According to the results obtained at 2.1V voltage, which is a nominal setting for the majority of overclocker DDR2 SDRAM modules, Crucial Ballistix PC2-8000 cannot boast any remarkable performance achievements. At this voltage they fail to reach 1GHz frequency even at the least aggressive timings of 5-5-5-15. And once we ajust the memory timings more aggressively, we set them to 3-2-2-8, Crucial Ballistix PC2-8000 loses stability at 667MHz frequency. In this mode Crucial Ballistix PC2-8000 definitely loses to other overclocking friendly memory modules out there.
However, we can hardly expect the memory modules working with the voltage set below the nominal value to show any outstanding results. So, let’s pass over to the tests with 2.2V voltage setting, which is the official nominal value for Crucial Ballistix PC2-8000. Before we start though, let me point out one thing here. You should keep in mind that far not all LGA775 mainboards allow increasing the memory voltage to 2.2V. Therefore, before you make up your mind about getting a pair of DDR2 SDRAM memory modules, such as Crucial Ballistix PC2-8000, you should double-check the voltage settings your mainboard supports.
It may seem that a 0.1V voltage increase is not that much of a change, however, the performance results improved dramatically. According to our practical tests, DDR2 SDRAM chips from Micron respond very well to the voltage increase. They really worked at 1GHz frequency with 5-5-5-15 timing settings once we sent 2.2V to Crucial Ballistix PC2-8000 modules. And when the timings were set to more aggressive values of 3-2-2-8, these modules ran stably at 667MHz frequency. It indicates that we can call these memory modules a universal solution.
Well, we have just obtained the desired result, however, it is still too early to celebrate complete victory. Let’s take a closer look at the top working frequencies when Crucial Ballistix PC2-8000 DDR2 SDRAM modules can retain stability and compare these results against those of other overclocker’s solutions. The graph below shows the comparative results for our testing participants obtained at their nominal voltage level.
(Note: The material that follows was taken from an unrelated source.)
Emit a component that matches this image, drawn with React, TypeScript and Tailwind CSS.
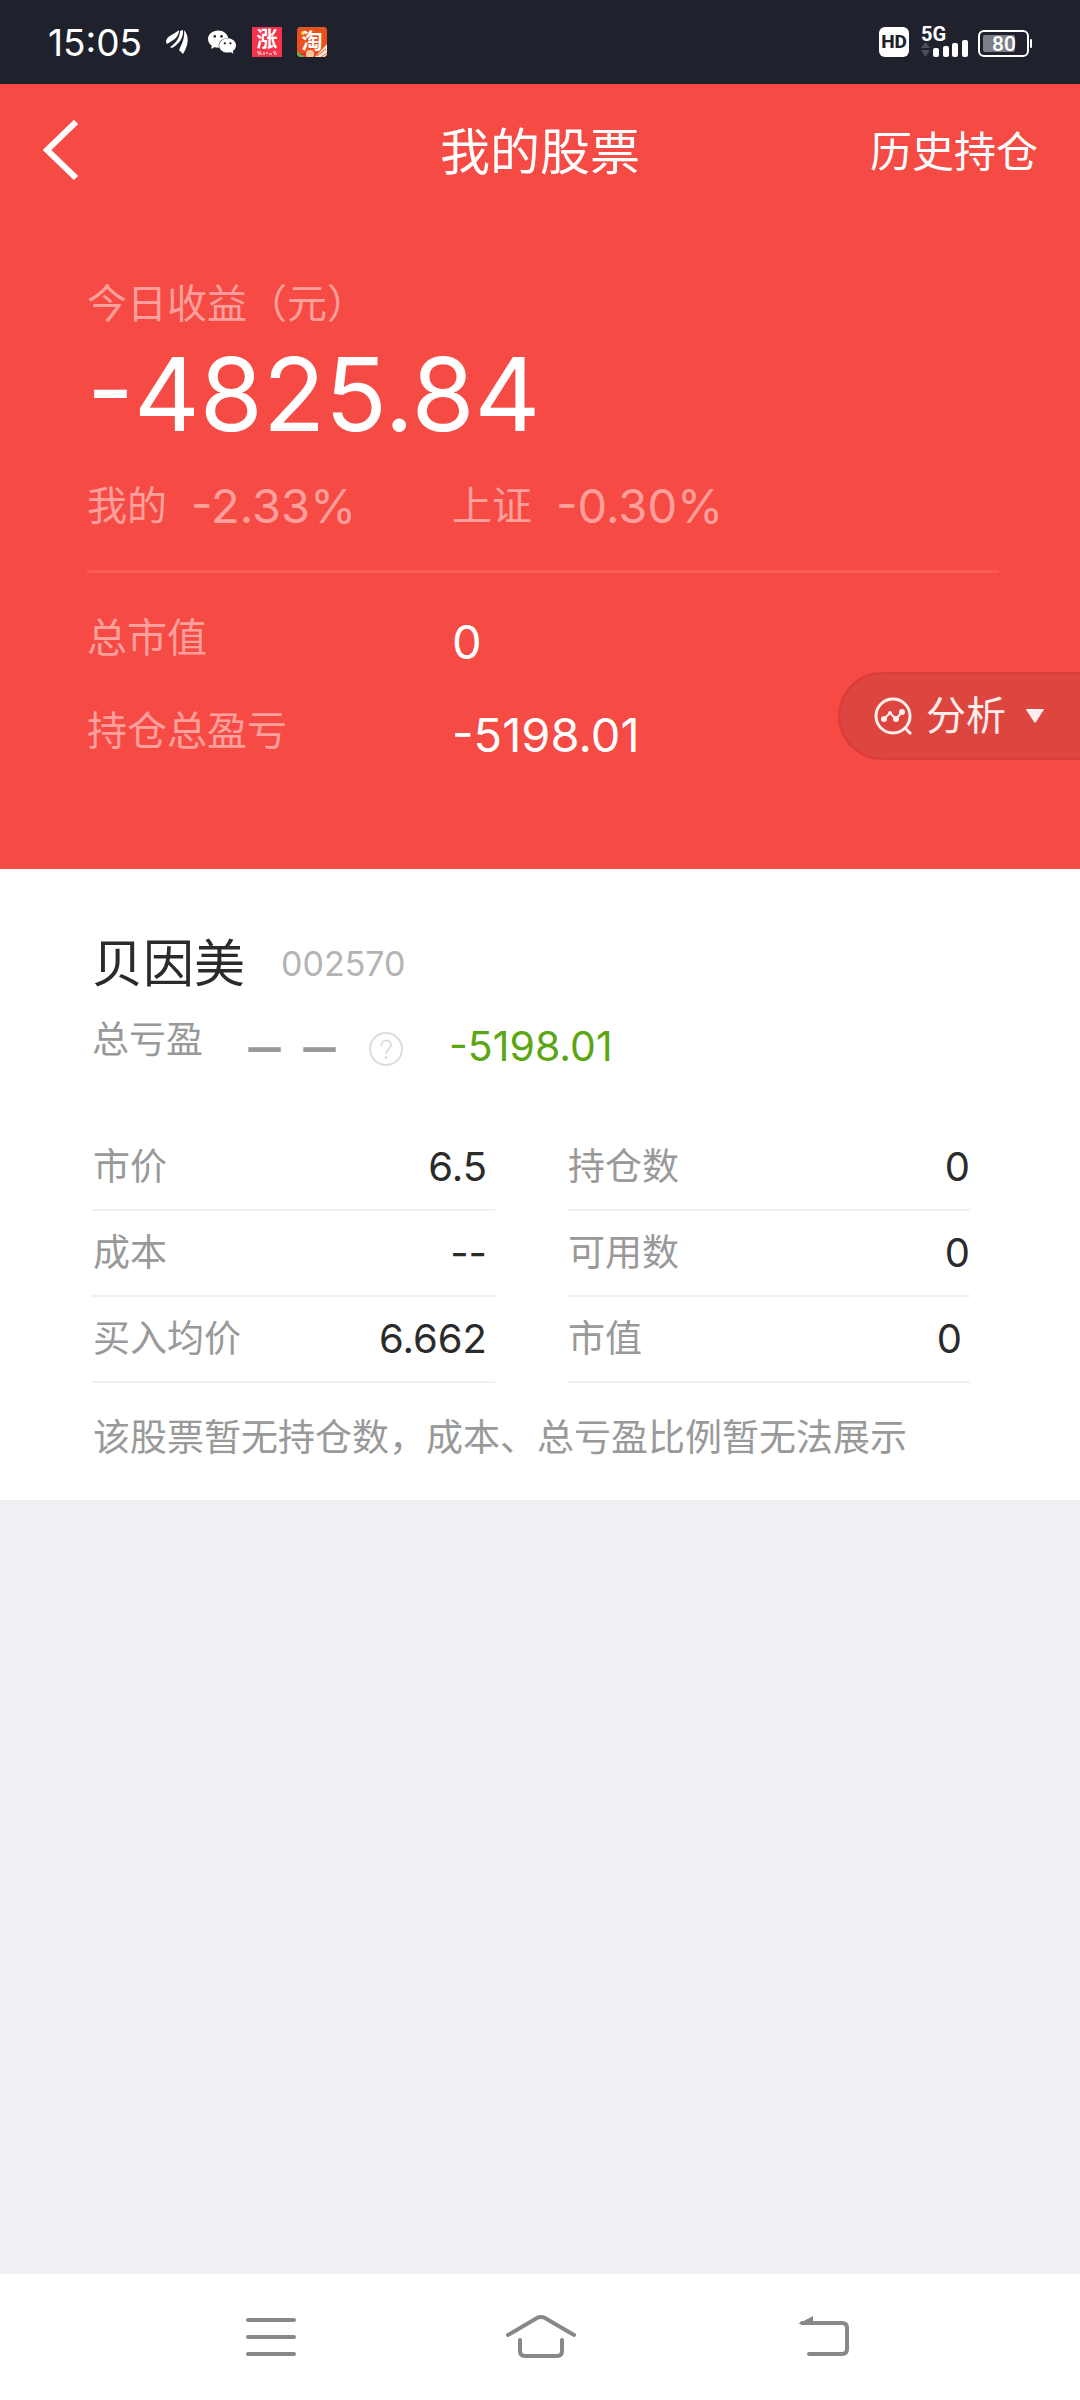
import clsx from "clsx";
import { SiWechat } from "react-icons/si";

const leftColumn = [
  { label: "市价", value: "6.5" },
  { label: "成本", value: "--" },
  { label: "买入均价", value: "6.662" },
];

const rightColumn = [
  { label: "持仓数", value: "0" },
  { label: "可用数", value: "0" },
  { label: "市值", value: "0", inset: true },
];

function StatusBar() {
  return (
    <div className="flex h-[84px] items-center justify-between bg-[#1f222d] px-12 text-white">
      <div className="flex items-center">
        <span className="w-[94px] text-[37px] leading-none">15:05</span>
        <svg className="ml-6 h-6 w-[22px]" viewBox="0 0 22 24" fill="currentColor">
          <path d="M0 12C0 6 7 5 13 0C13 7 8 10 1 14Z" />
          <path d="M4 17C9 14 14 8 14 1L17 0C18 8 12 15 6 18Z" />
          <path d="M13 20C16 14 19 8 18 0C24 7 22 16 17 24Z" />
        </svg>
        <SiWechat className="ml-5 size-7" />
        <span className="ml-4 flex h-[30px] w-[30px] flex-col items-center bg-[#f5334a]">
          <span className="text-[21px] font-bold leading-[24px]">涨</span>
          <svg className="h-1 w-5" viewBox="0 0 20 4" fill="none" stroke="white">
            <path d="M0 1H4M1 3H5M7 1V4M9 2H11M12 3H15M16 1H19M17 3H20" />
          </svg>
        </span>
        <svg className="ml-[15px] h-[30px] w-[30px] rounded" viewBox="0 0 30 30">
          <rect width="30" height="30" fill="#ea4f1e" />
          <path d="M0 5C7 0 20 0 30 4V0H0Z" fill="#d95a2a" />
          <circle cx="6" cy="6" r="2" fill="#ffd23c" />
          <path d="M0 25L5 27L7 30H0Z" fill="#58b947" />
          <path d="M2 25Q6 28 10 25V28H4Z" fill="#e0243c" />
          <circle cx="13" cy="27" r="4" fill="#f3c9a4" />
          <path d="M18 30L30 17V30Z" fill="#f7e4d6" />
          <path d="M20 29L29 22M24 30L30 26" stroke="#e5692f" />
          <text x="15" y="21" textAnchor="middle" fontSize="21" fontWeight="700" fill="white">
            淘
          </text>
        </svg>
      </div>

      <div className="flex items-center">
        <span className="flex h-[30px] w-[30px] items-center justify-center rounded-md bg-white font-['Roboto',sans-serif] text-[19px] font-extrabold text-[#1f222d]">
          HD
        </span>
        <svg className="ml-3 h-[46px] w-12" viewBox="0 -8 48 46" fill="white">
          <text x="0" y="14" fontSize="20" fontWeight="700" fontFamily="Roboto, sans-serif">
            5G
          </text>
          <path d="M0 21L4.500 15L9 21ZM0 23H9L4.500 30Z" fill="#4c4f5a" />
          <rect x="12" y="21" width="6" height="9" rx="2" />
          <rect x="22" y="19" width="6" height="11" rx="2" />
          <rect x="31" y="16" width="6" height="14" rx="2" />
          <rect x="41" y="13" width="6" height="17" rx="2" />
        </svg>
        <svg className="ml-[9px] h-[30px] w-[54px]" viewBox="0 0 54 30" fill="white">
          <rect x="1" y="4" width="49" height="25" rx="5" fill="none" stroke="white" strokeWidth="2" />
          <rect x="5" y="8" width="32" height="17" rx="2" fill="#7d7f87" />
          <rect x="52" y="12" width="2" height="9" rx="1" />
          <text x="26" y="24" textAnchor="middle" fontSize="21" fontWeight="500" fontFamily="Roboto, sans-serif">
            80
          </text>
        </svg>
      </div>
    </div>
  );
}

function StockRow({ label, value, inset }: { label: string; value: string; inset?: boolean }) {
  return (
    <div className="flex h-[86px] items-center justify-between border-b-2 border-[#f0f0f0] pl-px">
      <dt className="text-[37px] text-[#999999]">{label}</dt>
      <dd className={clsx("text-[40px] text-[#2b2b2b]", inset && "pr-2")}>{value}</dd>
    </div>
  );
}

export default function App() {
  return (
    <div className="flex min-h-screen flex-col bg-[#efeff4] font-['Inter','Noto_Sans_CJK_SC',sans-serif]">
      <StatusBar />

      <section className="relative bg-[#f64a44] text-white">
        <header className="grid h-[132px] grid-cols-3 items-center px-[42px]">
          <button aria-label="返回" className="w-10">
            <svg className="h-[60px] w-9" viewBox="0 0 36 60" fill="none" stroke="white" strokeWidth="6">
              <path d="M34 2L5 30L34 58" />
            </svg>
          </button>
          <h1 className="pt-1 text-center text-[50px] leading-[60px]">我的股票</h1>
          <a href="#history" className="pt-1 text-right text-[42px] leading-[60px]">
            历史持仓
          </a>
        </header>

        <div className="px-[87px] pb-[90px] pt-16">
          <p className="text-[40px] leading-[48px] text-[#ffa09c]">今日收益（元）</p>
          <p className="mt-2 text-[102px] leading-[116px]">-4825.84</p>
          <div className="mt-[26px] grid grid-cols-[365px_1fr] leading-[56px] text-[#ffa09c]">
            <p className="flex items-center gap-6">
              <span className="text-[40px]">我的</span>
              <span className="text-[47px]">-2.33%</span>
            </p>
            <p className="flex items-center gap-6">
              <span className="text-[40px]">上证</span>
              <span className="text-[47px]">-0.30%</span>
            </p>
          </div>

          <dl className="mr-[-6px] mt-9 border-t-[3px] border-[#f95a55] pt-5">
            <div className="grid h-[93px] grid-cols-[365px_1fr] items-center leading-[56px]">
              <dt className="pb-1 text-[40px] text-[#ffa09c]">总市值</dt>
              <dd className="pt-1 text-[47px]">0</dd>
            </div>
            <div className="grid h-[93px] grid-cols-[365px_1fr] items-center leading-[56px]">
              <dt className="pb-1 text-[40px] text-[#ffa09c]">持仓总盈亏</dt>
              <dd className="pt-1 text-[47px]">-5198.01</dd>
            </div>
          </dl>
        </div>

        {/* Floating analysis button */}
        <button className="absolute bottom-[109px] right-0 flex h-[88px] w-[242px] items-center rounded-l-full border-y-2 border-l-2 border-[#d93c3a] bg-[#dd463e] pl-[34px] text-[#ffeeee]">
          <svg className="size-[38px]" viewBox="0 0 38 38" fill="none" stroke="currentColor" strokeWidth="3">
            <circle cx="19" cy="19" r="17" />
            <path d="M31 31L37 37" />
            <path d="M10 22L16 16L22 22L28 15" strokeWidth="2" />
            <g fill="currentColor" stroke="none">
              <circle cx="10" cy="22" r="3" />
              <circle cx="16" cy="16" r="2" />
              <circle cx="22" cy="22" r="3" />
              <circle cx="28" cy="15" r="3" />
            </g>
          </svg>
          <span className="ml-[14px] text-[40px] leading-[56px]">分析</span>
          <svg className="ml-5 h-[14px] w-[18px]" viewBox="0 0 18 14" fill="currentColor">
            <path d="M1 0H17Q19 0 17 2L10 13Q9 14 8 13L1 2Q-1 0 1 0Z" />
          </svg>
        </button>
      </section>

      <section className="bg-white pb-[34px] pl-[92px] pr-[110px] pt-[65px]">
        <div className="flex items-center gap-9 leading-[60px]">
          <h2 className="text-[51px] text-[#2b2b2b]">贝因美</h2>
          <span className="text-[34px] text-[#b4b4b4]">002570</span>
        </div>

        <div className="mt-5 flex h-14 items-center leading-[48px]">
          <span className="w-[155px] pb-1 text-[37px] text-[#999999]">总亏盈</span>
          <span className="flex w-[122px] gap-5 pt-2 font-['Noto_Sans',sans-serif] text-[35px] font-black text-[#999999]">
            <span>—</span>
            <span>—</span>
          </span>
          <button aria-label="说明" className="mt-[14px] text-[#dddddd]">
            <svg className="size-[34px]" viewBox="0 0 34 34" fill="none" stroke="currentColor" strokeWidth="2">
              <circle cx="17" cy="17" r="16" />
              <path d="M12 14C12 7 22 7 22 13C22 17 17 17 17 22M17 24V27" />
            </svg>
          </button>
          <span className="ml-[46px] pt-2 text-[41px] text-[#5ba612]">-5198.01</span>
        </div>

        <div className="mt-[55px] grid grid-cols-2 gap-x-[72px]">
          <dl>
            {leftColumn.map((row) => (
              <StockRow key={row.label} {...row} inset />
            ))}
          </dl>
          <dl>
            {rightColumn.map((row) => (
              <StockRow key={row.label} {...row} />
            ))}
          </dl>
        </div>

        <p className="mt-[27px] pl-px text-[37px] leading-[56px] text-[#999999]">
          该股票暂无持仓数，成本、总亏盈比例暂无法展示
        </p>
      </section>

      {/* System navigation */}
      <nav className="mt-auto flex h-[126px] items-center justify-between bg-white pl-[246px] pr-[231px] text-[#888888]">
        <button aria-label="菜单">
          <svg className="h-11 w-[50px]" viewBox="0 0 50 44" fill="none" stroke="currentColor" strokeWidth="4" strokeLinecap="round">
            <path d="M2 5H48M2 22H48M2 39H48" />
          </svg>
        </button>
        <button aria-label="主页">
          <svg className="h-11 w-[70px]" viewBox="0 0 70 44" fill="none" stroke="currentColor" strokeWidth="4" strokeLinecap="round">
            <path d="M2 20L31 3Q35 1 39 3L68 20" />
            <path d="M14 25V36Q14 41 19 41H51Q56 41 56 36V25" />
          </svg>
        </button>
        <button aria-label="后退">
          <svg className="h-11 w-[63px]" viewBox="0 0 63 44" fill="none" stroke="currentColor" strokeWidth="4" strokeLinecap="round">
            <path d="M16 8H56Q61 8 61 13V34Q61 39 56 39H23" />
            <path d="M12 9L27 1V8Z" fill="currentColor" stroke="none" />
          </svg>
        </button>
      </nav>
    </div>
  );
}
Besides, we have also included the results obtained at higher voltage settings of 2.3V, which is the maximum for the mainboard we used in our test platform this time.
The results we have just seen for different types of overclocker’s DDR2 SDRAM allow us to make a very favorable conclusion about Crucial Ballistix PC2-8000 memory kit. This memory ensures stable and reliable performance at frequencies higher than those of its competitors and with almost any latency settings. And this actually means that if your LGA775 system is equipped with Crucial Ballistix PC2-8000 memory, you will be able to get higher performance rates during overclocking. You can check out our previous article called DDR2 SDRAM for Overclocking Fans: Getting Beyond 1GHz for more details about the influence of DDR2 SDRAM latencies and working frequencies on the overall system performance.
However, it is important to understand that Crucial Ballistix PC2-8000 memory works at higher frequencies than the competitors due to slightly higher nominal voltage. All other memory modules, except Patriot PDC21G8000ELK, support 2.1V as their nominal voltage setting. Only Crucial Ballistix and Patriot memory modules are designed to work at 2.2V.
When the voltage of our testing participants was increased up to 2.3V, the situation got slightly different. In this work mode the memory solutions from Mushkin, Corsair and OCZ manage to reach somewhat higher frequencies than Crucial Ballistix PC2-8000. However, none of the memory modules managed to overcome the important psychological milestone of 1067MHz. That is why it is still impossible to use Pentium 4 Extreme Edition and overclocked younger models from the Pentium 4 family with the memory-to-FSB frequency divider of 1:1.
Well, this was our introduction of DDR2 Crucial Ballistix memory series to you. The memory modules we have just tested, Crucial Ballistix PC2-8000, proved up to our highest expectations. They demonstrated their ability to run stably at frequencies over 1GHz, and besides that proved stable at frequencies below 690MHz with the most aggressive timings settings.
This way Crucial Ballistix memory modules get into the team of overclocker memory solutions, which we have already reviewed on our site before (see this article for details). However due to higher 2.2V nominal voltage and manufacturer’s stability guarantees, the memory from Crucial managed to reach better results than their competitors from Corsair, OCZ, Mushkin and Patriot.
All in all, Crucial Ballistix PC2-8000 turns out a very tasty bit for overclocking fans. Although you should keep in mind some issues we have pointed out in our review today, namely the insufficient information encoded into the memory SPD. Unfortunately, this may cause some compatibility problems with Crucial Ballistix PC2-8000.